Now, Wikipedia (forever a reliable source, I assure you) defines a virtual Easter egg as:
‘an intentional hidden message, in-joke or feature in a work such as a computer program, web page, video game, movie, book or crossword.’

Now, I’m sure that made a lot of sense to you all, but I’ll explain anyway. An Easter egg, in layman’s terms, is when the producers of a film slip in a little something in the background to giggle at, and to see how many of their fans notice.

Still lost? I’m not good at explaining things, so I’ll let John Lasseter do it for you. For those of you who aren’t up to date with modern film, John Lasseter is the man behind Pixar, and for those of you who live under rocks, Pixar make films such as Toy Story, Monsters Inc. and the like. Now, John Lasseter and the rest of the Pixar crew are the biggest Easter Bunnies around (I’m not actually sure if they are called that, but I like it), and they plant Easter eggs in every Pixar film made.
Have you all seen Toy Story? No? Well, watch it, then come back and read this. Done? Good. In Toy Story, Woody and Buzz find themselves inside a little restaurant known as the Pizza Planet, and a delivery car is visible. Now, those of you who have too much time on your hands will recognise this car, as it is very well travelled. So far travelled, that it appears in every Pixar film (bar ‘The Incredibles’, I hasten to add) to date. This here is a prime example of an Easter egg, but if you still haven’t quite got it, then examples on sites such as this might be of use to you. *Be warned, there is some swearing. And then, if you STILL are a tad hazy, the episode of Doctor Who entitled Blink gives a brief but precise explanation of DVD Easter Eggs.

So, now that I can safely assume we’re clear on what an Easter egg is, I can continue. These Easter eggs make film watching a very entertaining pastime. You would be shocked to see how many films actually have them, and it’s not limited to the world of Disney. This stretches from the secret languages and complex math theorems of Futurama, to hiding naked ladies in movie posters. Back to the topic of Pixar, Toy Story 3 is rumoured to contain over 60 little clues in the backdrop, just waiting for you to discover them. These Easter eggs can be a hint to partners with the film company, birthdays, initials, postcodes, a future film in the pipelines, or a back-story that was never addressed; in short, almost anything which would make someone in the know smirk a little. It has even been known for a plotline to be given away in the first scene, only in a different language! Nothing is an accident, my friends. A number plate, a billboard or a music score, they almost always have a hidden meaning, and it is the unwritten law that we must try and find them.

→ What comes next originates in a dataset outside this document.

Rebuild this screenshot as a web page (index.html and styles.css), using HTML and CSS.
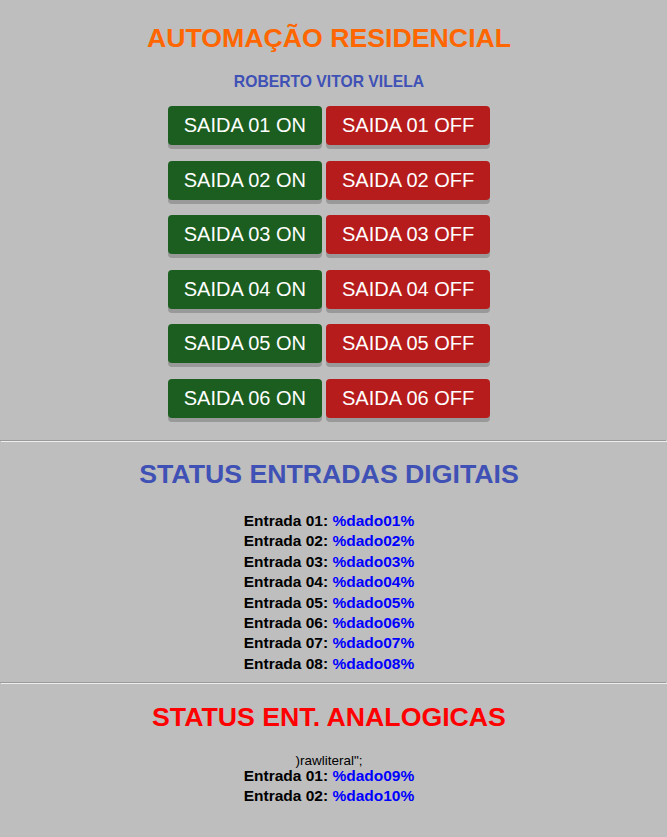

I spent my free lessons yesterday watching Toy Story 3, and although I didn’t quite reach sixty eggs, I did notice familiarities throughout. Okay, you don’t need to tell me how sad this looks, I’m aware of it. But if you’ve seen a film half a dozen times and you’re forced to watch it, keep an eye out for the producer’s in-jokes. He wants to share them with you, but you need to be aware of it!

I have rambled on about a topic that not many people give a flying fig about, once again. But I can’t help it; I’m uncontrollably fascinated by the innards of film producers’ minds!
Have you noticed any eggs but were too ashamed to admit your observation? Do you recognise the terms A113, or Buy’N’Large? Now is the time to cast aside the shackles of embarrassment and shout out to the world, “Yes! I am a film buff and a nerd for detail!”
I leave you with one simple message: Hunt the eggs, amigos. You would be astounded to see how much detail and thought is put into every poster, every t-shirt, every company name. Open your mind, crack open the egg!